I declined a project late last year from a local manufacturer. They wanted a site because they wanted one. The old site was, well, old. They wanted an update. The person I spoke with was only concerned with getting the work done and not with how a fresh coat of paint could help their business. After repeated attempts at trying to get information out of him, he finally said: “Look, we just need a new site that is modern and mobile friendly.” Okay, but why? The current site is working, so who cares? Is the need data-driven? It should be at a minimum. When I saw that I could not engage in that deeper level discussion I knew it was time to move on. Whatever I built would simple cross an item off of someone’s checklist. The client should demand more and so should those providing professional services.
When I saw that I could not engage in that deeper level discussion I knew it was time to move on. Whatever I built would simple cross an item off of someone’s checklist. The client should demand more and so should those providing professional services.
How do you focus on what matters?
There’s a great design quote that I, and many others, like to cite:
Perfection is achieved, not when there is nothing more to add, but when there is nothing left to take away.
— Antoine de Saint-Exupery
I think the first point is to err on the side of simplicity at all times. Overengineering, over-thinking, and over analyzing kill projects and hinder them at every step in the process.
- Start with the end in mind, another platitude but one worth repeating. What’s the goal of the project and work back from there?
- Research: Who is having this problem? How do you know? Did you ask someone? Did you see an online discussion about it? Did you start an online discussion about it? How did that go?
- Ask: How does this feature get me closer to my goal? i.e. By implementing a popup, we will increase our chances of getting a new signup on our list because studies show people love those annoying shits.
- Ask: Is there a simpler and more elegant solution? Do we need all these features? What features could we do without and still accomplish our goals?

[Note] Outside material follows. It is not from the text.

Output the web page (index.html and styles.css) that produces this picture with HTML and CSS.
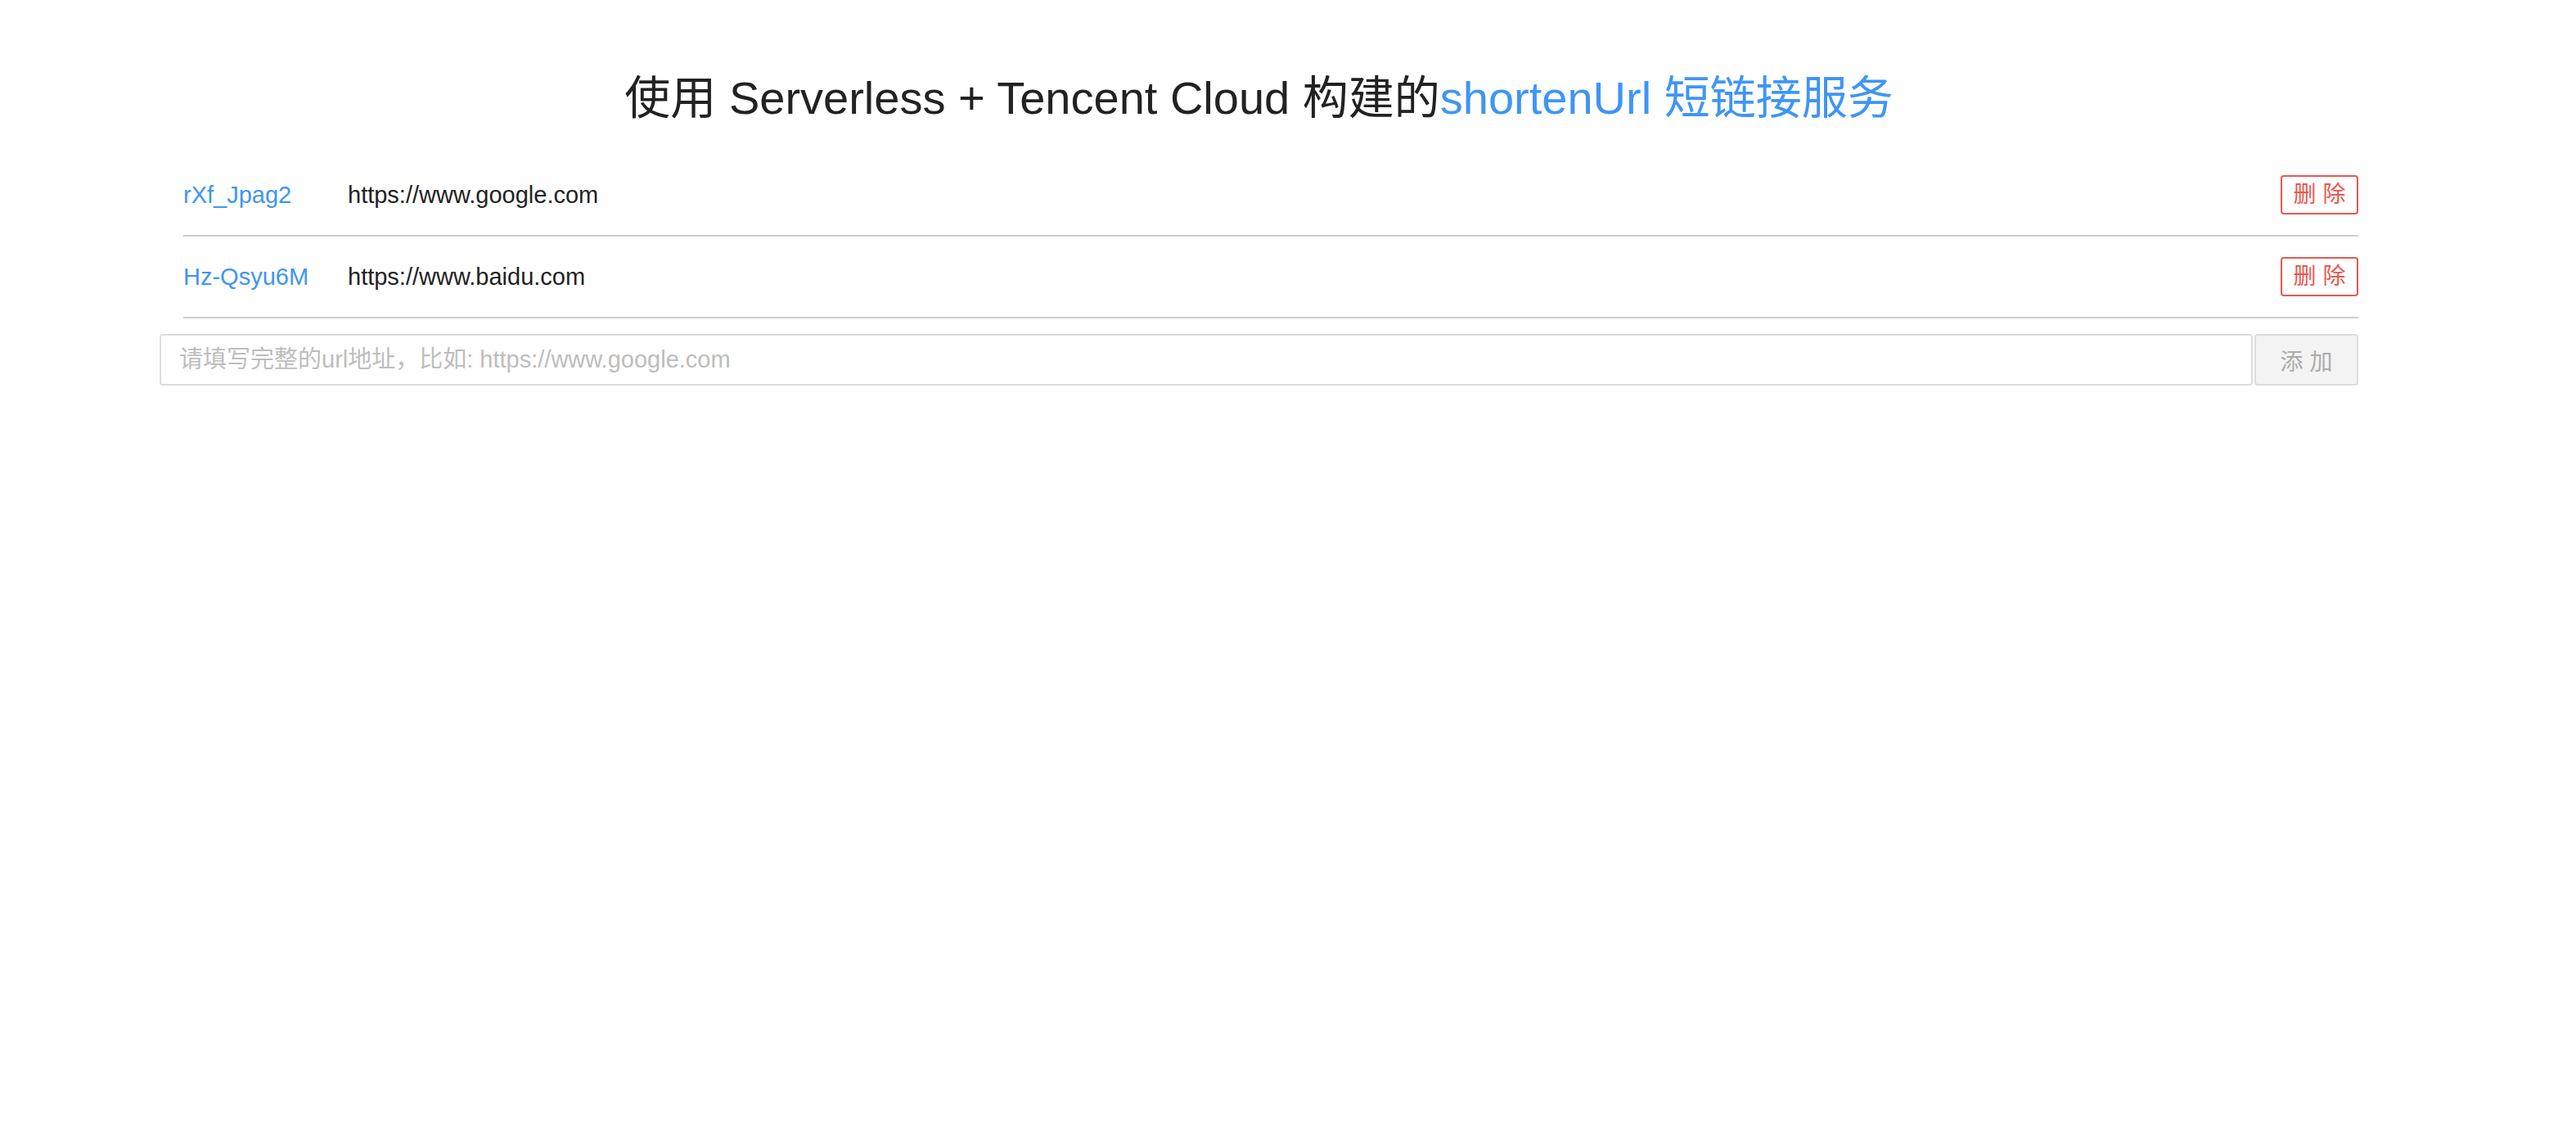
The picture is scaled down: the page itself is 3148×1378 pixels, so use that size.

- Measure: Whatever you put together, you want to make sure it’s measured. If you’re replacing an existing solution, be sure you know the stats that determine success or KPIs (key performance indicators).
Keep it simple silly.
Yeah, I added “silly” at the end. It’s important to keep things manageable and simple. That’s a good way to keep focus on the important stuff. When in doubt, keep it simple.
As I write this, I’ve thought of a few things I could remove from this site. I have a post type that I don’t use and have no plans of using. I have a popup I need to revisit to see if I should keep it or not. Also, do I need to have stats on my website dashboard if Google Analytics already does this for me?
Those are three things I can remove from my website. That’s some low-hanging fruit right there.
What about you? What could YOU remove from your business site?